Dying Prophets Cannot Stop God's Living Word
Zechariah opens with a stunning contrast that pierces the heart of every generation: 'Your fathers, where are they? and the prophets, do they live for ever?' (Zechariah i. 5). The answer is painfully obvious—they do not. The great men who spoke for the Almighty, who trembled beneath the weight of His revelation, who thundered His warnings to Israel—all are dust. Their tombs are silent. Their voices echo only in memory.

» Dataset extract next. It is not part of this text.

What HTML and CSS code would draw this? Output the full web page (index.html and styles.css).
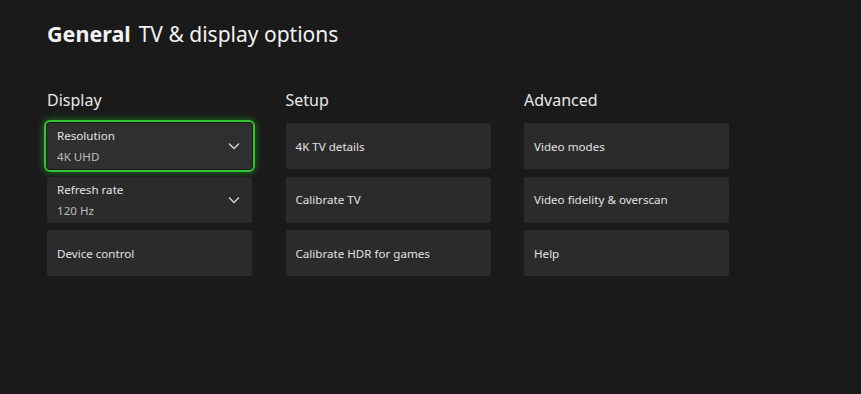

Yet Maclaren forces us to contemplate the paradox: though the prophets themselves perish, the word they uttered survives them as inexorably as the Eternal God who spoke it. 'But my words and my statutes, which I commanded my servants the prophets, did they not take hold of your fathers?' (verse 6). Here lies the terrible and magnificent truth: the utterance outlives the utterer. The message transcends the messenger.
This is no comfort to human pride. We who preach, who labor in exposition of Scripture, must recognize that we are temporary vessels containing an indestructible treasure. Our eloquence fades; our influence wanes; our names are forgotten. Yet if we faithfully declare what the Almighty has committed to us, that word shall accomplish that which He purposes, and it shall prosper in the thing whereto He sent it (Isaiah lv. 11).
The fathers could not escape the consequences of rejecting what the prophets spoke, for Elohim's word carries power independent of whether men receive it or refuse it. This is both the humbling and the strengthening of all faithful witness: we are mortal; the testimony we bear is eternal.